Ad Verification Workflows with CAPTCHA Handling

Ad verification requires visiting thousands of web pages to check ad placement, brand safety, and compliance. Many publisher sites use CAPTCHAs that block automated checks. CaptchaAI keeps your verification pipeline running.

What Ad Verification Checks

Check	Description	Why CAPTCHAs Block It
Ad placement	Is the ad shown above the fold?	Automated page visits trigger bot detection
Brand safety	No ads next to harmful content	Bulk URL checking resembles scraping
Viewability	Was the ad actually visible?	Headless browsers flagged by Cloudflare
Geographic targeting	Right ad in right region	Proxy traffic triggers CAPTCHAs
Competitor monitoring	What ads do competitors show?	High-volume ad lookups

Implementation

import requests
import time
import re
import json
import os
from datetime import datetime

API_KEY = os.environ["CAPTCHAAI_API_KEY"]

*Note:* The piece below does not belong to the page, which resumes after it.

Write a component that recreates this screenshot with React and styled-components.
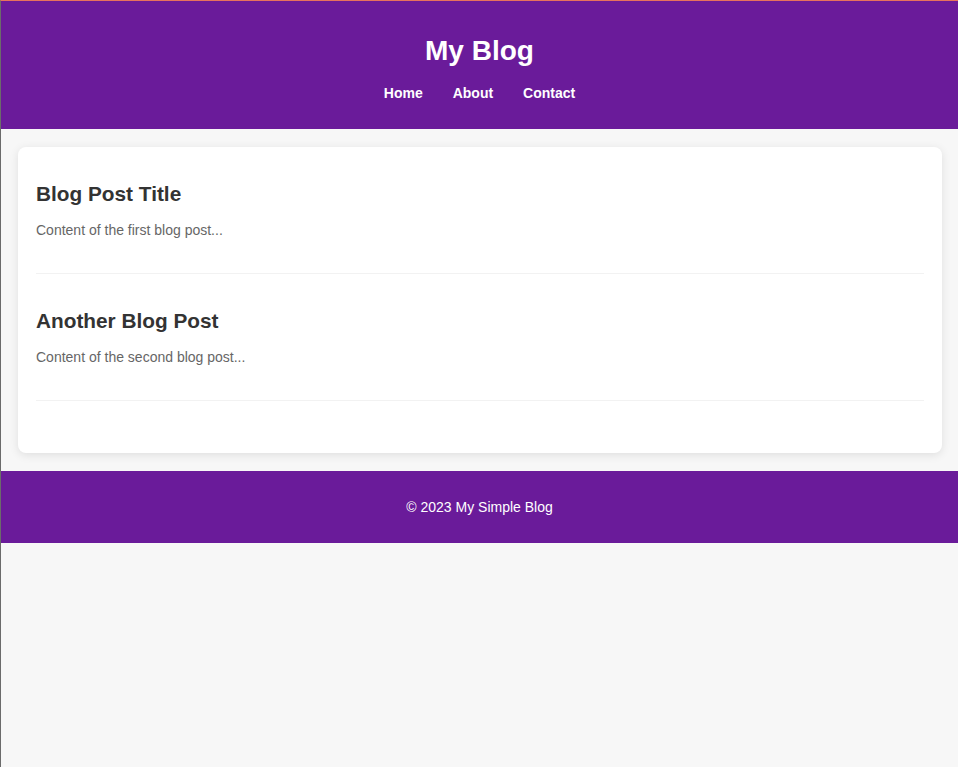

def solve_captcha(method, params):
    params["key"] = API_KEY
    params["method"] = method

    resp = requests.get("https://ocr.captchaai.com/in.php", params=params)
    if not resp.text.startswith("OK|"):
        raise Exception(resp.text)

    task_id = resp.text.split("|")[1]
    for _ in range(60):
        time.sleep(5)
        result = requests.get("https://ocr.captchaai.com/res.php", params={
            "key": API_KEY, "action": "get", "id": task_id,
        })
        if result.text == "CAPCHA_NOT_READY":
            continue
        if result.text.startswith("OK|"):
            return result.text.split("|", 1)[1]
        raise Exception(result.text)
    raise TimeoutError()


def verify_ad_placement(url, session):
    """Verify ad placement on a publisher page."""
    resp = session.get(url)

    # Solve CAPTCHA if present
    match = re.search(r'data-sitekey=["\']([A-Za-z0-9_-]+)["\']', resp.text)
    if match:
        token = solve_captcha("userrecaptcha", {
            "googlekey": match.group(1),
            "pageurl": url,
        })
        resp = session.post(url, data={"g-recaptcha-response": token})

    html = resp.text

    # Check for ad elements
    result = {
        "url": url,
        "timestamp": datetime.utcnow().isoformat(),
        "ads_found": [],
        "brand_safety": True,
        "captcha_solved": match is not None,
    }

    # Detect ad tags
    ad_patterns = [
        (r'googletag\.pubads', "Google Ad Manager"),
        (r'doubleclick\.net', "DFP/DoubleClick"),
        (r'ad\.doubleclick', "DoubleClick"),
        (r'amazon-adsystem', "Amazon Ads"),
        (r'criteo\.com/.*\.js', "Criteo"),
    ]

    for pattern, name in ad_patterns:
        if re.search(pattern, html):
            result["ads_found"].append(name)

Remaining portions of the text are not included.